• Raja Sen
    Raja Sen


    A tense romantic drama between two married couples — and the most compelling character in the film is a dad who dresses like a pimp? The film is working from a fundamentally flawed script, and our four (okay, two) main leads aren’t really fleshed out at all. Khan is perpetually pissed, an angry man too busy grumbling about his limp to care about his marriage. Mukerji’s character is strangely unreceptive of Abhishek’s advances. Preity’s Rhea echoes Bollywood cliché of careerwomen being ruthless and uncaring. Abhi, while a bit of an upstart, is the most believably written of the bunch. But never once do you feel concern for any of them, nice New York cinematography or not.

  • Nikhat Kazmi
    Nikhat Kazmi
    Times Of India


    Too long. Too tedious. And strangely plastic. No, this time, Karan Johar seems to have got the formula somewhat skewed. For unlike his earlier successful celluloid soap operas, the audience doesn’t get to shed any real tears even though the protagonists keep crying. Nope! When it comes to infidelity, Arth still remains the last word in Bollywood. And Silsila the most silken.

  • Taran Adarsh
    Taran Adarsh
    Bollywood Hungama


    Karan Johar takes colossal strides as a storyteller. Films like K.K.H.H. and K.K.K.G. were the tip of the iceberg. Karan’s take on relationships and marriages is refreshingly different because there’s tremendous identification with the characters. You see it happening all around you these days. Technically too, this is Karan’s finest work to date; he balances style and substance beautifully.
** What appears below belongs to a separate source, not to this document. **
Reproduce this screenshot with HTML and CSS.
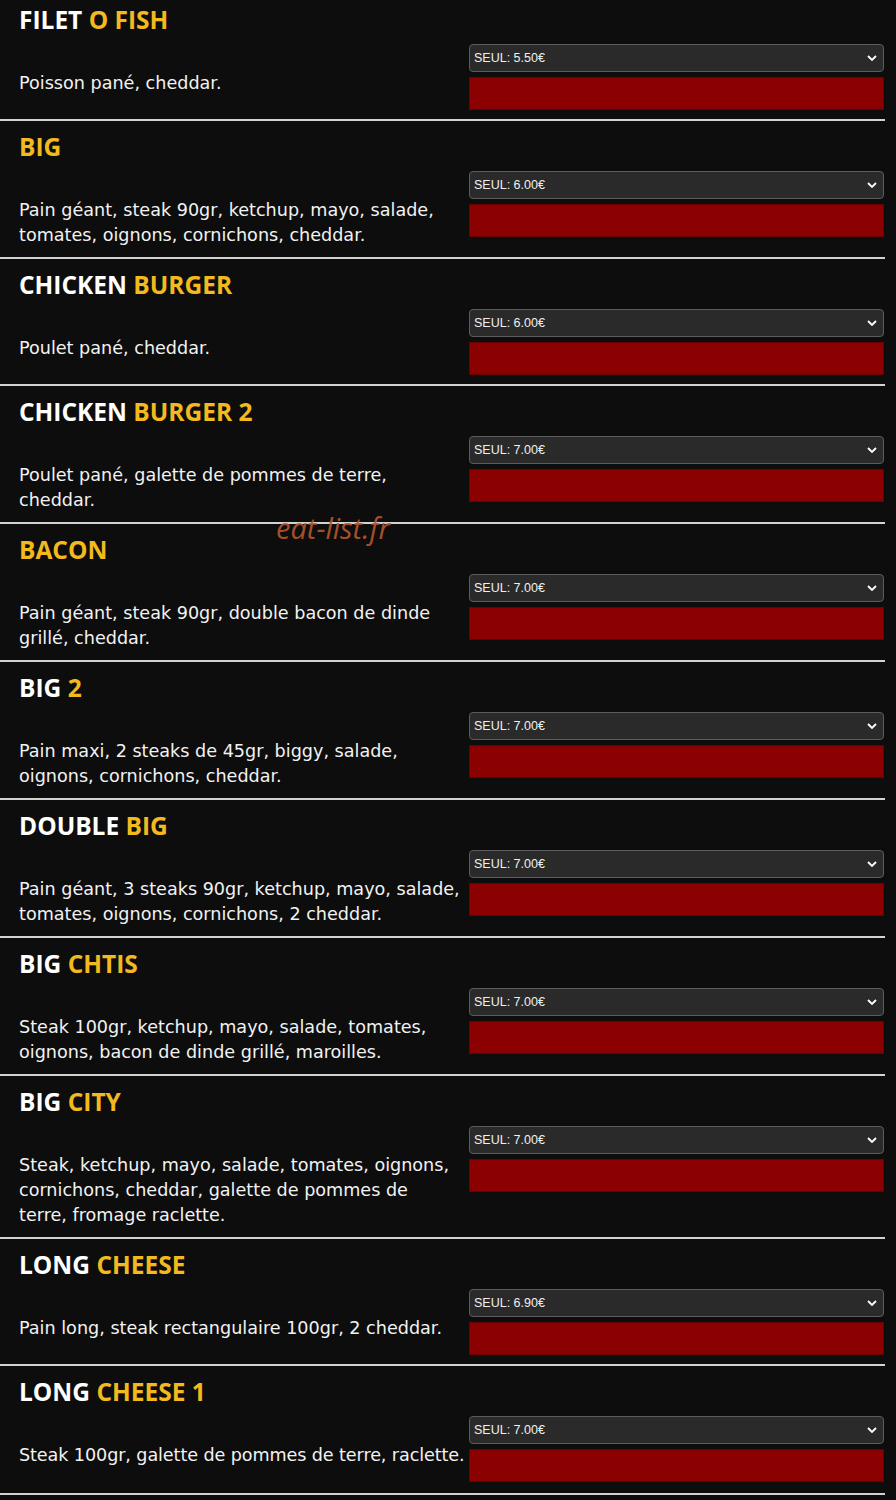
FILE: index.html
```html
<!DOCTYPE html>
<html lang="fr">
<head>
<meta charset="utf-8">
<title>Menu</title>
<link rel="stylesheet" href="styles.css">
</head>
<body>
<div class="menu">
  <div class="item">
    <div class="info">
      <h2 class="title">FILET <span class="hl">O FISH</span></h2>
      <p class="desc">Poisson pané, cheddar.</p>
    </div>
    <div class="order">
      <div class="select"><span>SEUL: 5.50€</span><svg class="chev" viewBox="0 0 10 6" width="10" height="6"><path d="M1 1l4 4 4-4" fill="none" stroke="#fff" stroke-width="1.8"/></svg></div>
      <div class="btn"></div>
    </div>
  </div>
  <div class="item">
    <div class="info">
      <h2 class="title"><span class="hl">BIG</span></h2>
      <p class="desc">Pain géant, steak 90gr, ketchup, mayo, salade, tomates, oignons, cornichons, cheddar.</p>
    </div>
    <div class="order">
      <div class="select"><span>SEUL: 6.00€</span><svg class="chev" viewBox="0 0 10 6" width="10" height="6"><path d="M1 1l4 4 4-4" fill="none" stroke="#fff" stroke-width="1.8"/></svg></div>
      <div class="btn"></div>
    </div>
  </div>
  <div class="item">
    <div class="info">
      <h2 class="title">CHICKEN <span class="hl">BURGER</span></h2>
      <p class="desc">Poulet pané, cheddar.</p>
    </div>
    <div class="order">
      <div class="select"><span>SEUL: 6.00€</span><svg class="chev" viewBox="0 0 10 6" width="10" height="6"><path d="M1 1l4 4 4-4" fill="none" stroke="#fff" stroke-width="1.8"/></svg></div>
      <div class="btn"></div>
    </div>
  </div>
  <div class="item">
    <div class="info">
      <h2 class="title">CHICKEN <span class="hl">BURGER 2</span></h2>
      <p class="desc">Poulet pané, galette de pommes de terre, cheddar.</p>
    </div>
    <div class="order">
      <div class="select"><span>SEUL: 7.00€</span><svg class="chev" viewBox="0 0 10 6" width="10" height="6"><path d="M1 1l4 4 4-4" fill="none" stroke="#fff" stroke-width="1.8"/></svg></div>
      <div class="btn"></div>
    </div>
  </div>
  <div class="item">
    <div class="info">
      <h2 class="title"><span class="hl">BACON</span></h2>
      <p class="desc">Pain géant, steak 90gr, double bacon de dinde grillé, cheddar.</p>
    </div>
    <div class="order">
      <div class="select"><span>SEUL: 7.00€</span><svg class="chev" viewBox="0 0 10 6" width="10" height="6"><path d="M1 1l4 4 4-4" fill="none" stroke="#fff" stroke-width="1.8"/></svg></div>
      <div class="btn"></div>
    </div>
  </div>
  <div class="item">
    <div class="info">
      <h2 class="title">BIG <span class="hl">2</span></h2>
      <p class="desc">Pain maxi, 2 steaks de 45gr, biggy, salade, oignons, cornichons, cheddar.</p>
    </div>
    <div class="order">
      <div class="select"><span>SEUL: 7.00€</span><svg class="chev" viewBox="0 0 10 6" width="10" height="6"><path d="M1 1l4 4 4-4" fill="none" stroke="#fff" stroke-width="1.8"/></svg></div>
      <div class="btn"></div>
    </div>
  </div>
  <div class="item">
    <div class="info">
      <h2 class="title">DOUBLE <span class="hl">BIG</span></h2>
      <p class="desc">Pain géant, 3 steaks 90gr, ketchup, mayo, salade, tomates, oignons, cornichons, 2 cheddar.</p>
    </div>
    <div class="order">
      <div class="select"><span>SEUL: 7.00€</span><svg class="chev" viewBox="0 0 10 6" width="10" height="6"><path d="M1 1l4 4 4-4" fill="none" stroke="#fff" stroke-width="1.8"/></svg></div>
      <div class="btn"></div>
    </div>
  </div>
  <div class="item">
    <div class="info">
      <h2 class="title">BIG <span class="hl">CHTIS</span></h2>
      <p class="desc">Steak 100gr, ketchup, mayo, salade, tomates, oignons, bacon de dinde grillé, maroilles.</p>
    </div>
    <div class="order">
      <div class="select"><span>SEUL: 7.00€</span><svg class="chev" viewBox="0 0 10 6" width="10" height="6"><path d="M1 1l4 4 4-4" fill="none" stroke="#fff" stroke-width="1.8"/></svg></div>
      <div class="btn"></div>
    </div>
  </div>
  <div class="item">
    <div class="info">
      <h2 class="title">BIG <span class="hl">CITY</span></h2>
      <p class="desc">Steak, ketchup, mayo, salade, tomates, oignons, cornichons, cheddar, galette de pommes de terre, fromage raclette.</p>
    </div>
    <div class="order">
      <div class="select"><span>SEUL: 7.00€</span><svg class="chev" viewBox="0 0 10 6" width="10" height="6"><path d="M1 1l4 4 4-4" fill="none" stroke="#fff" stroke-width="1.8"/></svg></div>
      <div class="btn"></div>
    </div>
  </div>
  <div class="item">
    <div class="info">
      <h2 class="title">LONG <span class="hl">CHEESE</span></h2>
      <p class="desc">Pain long, steak rectangulaire 100gr, 2 cheddar.</p>
    </div>
    <div class="order">
      <div class="select"><span>SEUL: 6.90€</span><svg class="chev" viewBox="0 0 10 6" width="10" height="6"><path d="M1 1l4 4 4-4" fill="none" stroke="#fff" stroke-width="1.8"/></svg></div>
      <div class="btn"></div>
    </div>
  </div>
  <div class="item item-last">
    <div class="info">
      <h2 class="title">LONG <span class="hl">CHEESE 1</span></h2>
      <p class="desc desc-tight">Steak 100gr, galette de pommes de terre, raclette.</p>
    </div>
    <div class="order">
      <div class="select"><span>SEUL: 7.00€</span><svg class="chev" viewBox="0 0 10 6" width="10" height="6"><path d="M1 1l4 4 4-4" fill="none" stroke="#fff" stroke-width="1.8"/></svg></div>
      <div class="btn"></div>
    </div>
  </div>
</div>
<div class="watermark">eat-list.fr</div>
</body>
</html>
```
FILE: styles.css
```css
html, body {
  margin: 0;
  padding: 0;
  background: #0d0d0d;
}
body {
  position: relative;
  font-family: "Open Sans", "DejaVu Sans", sans-serif;
  color: #f4f4f4;
}
.menu {
  margin-top: -6px;
  width: 885px;
}
.item {
  display: flex;
  align-items: flex-start;
  padding: 10px 1px 9px 19px;
  border-bottom: 2px solid #d2d2d2;
}
.item-last {
  padding-bottom: 11px;
}
.info {
  width: 441px;
  margin-right: 9px;
  flex: none;
}
.title {
  margin: 0;
  font-size: 24.5px;
  line-height: 32px;
  font-weight: 700;
  color: #ffffff;
}
.hl {
  color: #f3ba1e;
}
.desc {
  margin: 35px 0 0;
  font-family: "DejaVu Sans", "Open Sans", sans-serif;
  font-size: 17.6px;
  line-height: 25px;
  color: #f2f2f2;
}
.desc-tight {
  white-space: nowrap;
  letter-spacing: -0.1px;
}
.order {
  width: 415px;
  flex: none;
  margin-top: 40px;
  display: flex;
  flex-direction: column;
  gap: 5px;
}
.select {
  box-sizing: border-box;
  height: 28px;
  background: #2a2a2a;
  border: 1px solid #5c5c5c;
  border-radius: 4px;
  display: flex;
  align-items: center;
  justify-content: space-between;
  padding: 0 6px 0 4px;
  font-family: "Liberation Sans", Arial, sans-serif;
  font-size: 12.5px;
  color: #f0f0f0;
}
.chev {
  display: block;
}
.btn {
  box-sizing: border-box;
  height: 33px;
  background: #8b0000;
  border: 1px solid #6a0000;
}
.watermark {
  position: absolute;
  left: 276px;
  top: 508px;
  font-family: "Open Sans", sans-serif;
  font-style: italic;
  font-size: 29px;
  color: #b4582e;
  opacity: 0.9;
  pointer-events: none;
}
```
  • It’s interesting to watch a story on love-outside-wedlock carefully play out without falling into one-dimensional traps of a blame-game, where either partner is entirely villainous (scores of films). Or the actions are justified by a sweet, innocent, unrequited, but eternal love from the past (Silsila, and several of its clones). The film doesn’t perceive monogamy as an impossible human attribute either, so I didn’t see the moral status-quo on marriages being rocked. The discussion centres on how if you’re not with the one you love; you need not be forced to love the one you’re with.